After speaking with CV Reps, a local manufacturer’s representation firm, Dahl and the museum’s leadership team decided to install a system with the Arteco Next video event management software (VEMS) and a network of Arecont Vision cameras. And because the battleship museum is a non-profit organization, both Arteco and Arecont Vision donated the respective technology solutions for the project.
A total of 11 high-definition IP cameras have been installed on the Iowa since the project got underway in mid-2015. At the beginning of 2016, Dahl was able to bring the Arteco software online and he has been extremely impressed with its performance. Leveraging the video analytics suite provided by Arteco Next, Dahl has been able to set up an alert within the VEMS client that notifies him when certain physical boundaries are crossed by people on board the Iowa.

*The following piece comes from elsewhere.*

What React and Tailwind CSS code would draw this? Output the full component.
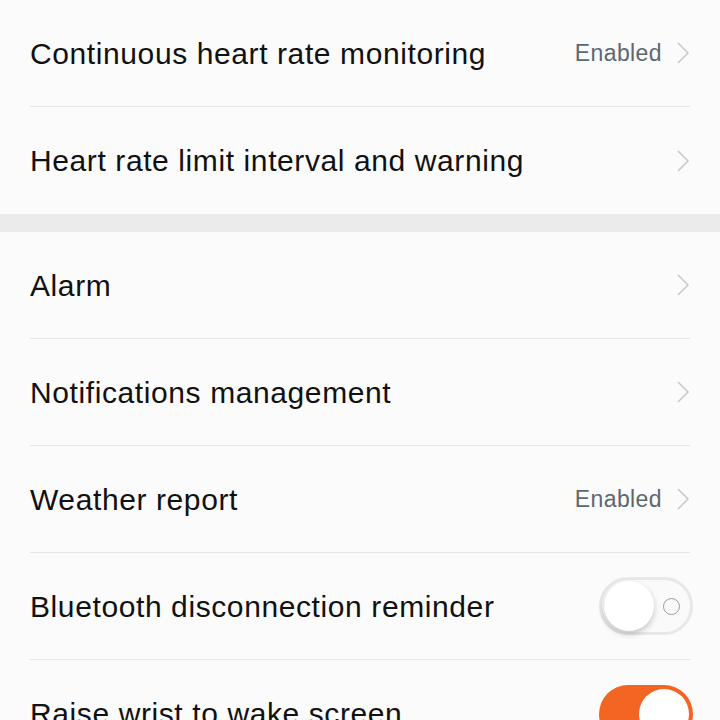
import React from "react";

function Chevron() {
  return (
    <svg width="14" height="24" viewBox="0 0 14 24" className="shrink-0">
      <path d="M2 2 L12 12 L2 22" fill="none" stroke="#c8c8c8" strokeWidth="1.6" />
    </svg>
  );
}

function Row({ label, value, right, last }) {
  return (
    <div className="pl-[30px] pr-[30px]">
      <div className={`h-[107px] flex items-center justify-between ${last ? "" : "border-b border-[#e6e6e6]"}`}>
        <span className="text-[30px] tracking-[0.6px] text-[#111] leading-none mt-[1px]">{label}</span>
        {right ? (
          right
        ) : (
          <div className="flex items-center gap-[14px]">
            {value && <span className="text-[23px] tracking-[0.4px] text-[#5c6870] leading-none">{value}</span>}
            <Chevron />
          </div>
        )}
      </div>
    </div>
  );
}

function ToggleOff() {
  return (
    <div className="relative w-[94px] h-[58px] rounded-full border-[3px] border-[#e8e8e8] bg-[#fafafa] mr-[-3px]">
      <div className="absolute left-[2px] top-[1px] w-[50px] h-[50px] rounded-full bg-white shadow-[0_3px_6px_rgba(0,0,0,0.22)]" />
      <div className="absolute left-[61px] top-[18px] w-[17px] h-[17px] rounded-full border-[1.5px] border-[#9a9a9a]" />
    </div>
  );
}

function ToggleOn() {
  return (
    <div className="relative w-[94px] h-[58px] rounded-full bg-[#f26522] mr-[-3px]">
      <div className="absolute right-[4px] top-[4px] w-[50px] h-[50px] rounded-full bg-white" />
    </div>
  );
}

export default function App() {
  return (
    <div className="w-[720px] h-[720px] overflow-hidden bg-[#fbfbfb]" style={{ fontFamily: '"Liberation Sans", Arial, sans-serif' }}>
      <div>
        <Row label="Continuous heart rate monitoring" value="Enabled" />
        <Row label="Heart rate limit interval and warning" last />
      </div>
      <div className="h-[18px] bg-[#ebebeb]" />
      <Row label="Alarm" />
      <Row label="Notifications management" />
      <Row label="Weather report" value="Enabled" />
      <Row label="Bluetooth disconnection reminder" right={<ToggleOff />} />
      <Row label="Raise wrist to wake screen" right={<ToggleOn />} last />
    </div>
  );
}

“With the Next software I’m able to configure alert areas after hours — so if anybody were to try to come on the ship it would alert me,” added Dahl. “We also have an alert for our cash-handling room just outside our vault that is set up so that anytime anybody goes through that door, it lets me know.”
Because Dahl, who has sole responsibility for running the surveillance system, is a relative novice when it comes to operating today’s surveillance technology, it was also important that the video software the museum deployed be user-intuitive so that he could bring himself up to speed quickly. After only a few hours of training on the Logic Next platform, Dahl was able to learn the basics of the software and familiarize himself with its more advanced settings.
Arteco NEXT VEMS allows users to take full control of a video surveillance system from anywhere, quickly and easily. With NEXT’s specifically designed graphical interfaces, video retrieval, direct management of alarms, video analytics or access control events are made easy from the start. This enables users to focus on taking hold of the benefits delivered by the system immediately, rather than waiting for training.
In the future, Dahl plans to deploy more cameras to keep the USS Iowa and its rich history secure. “I have several locations where I still want to deploy cameras; it’s just a matter of being able to procure them and deploy them as resources allow,” said Dahl.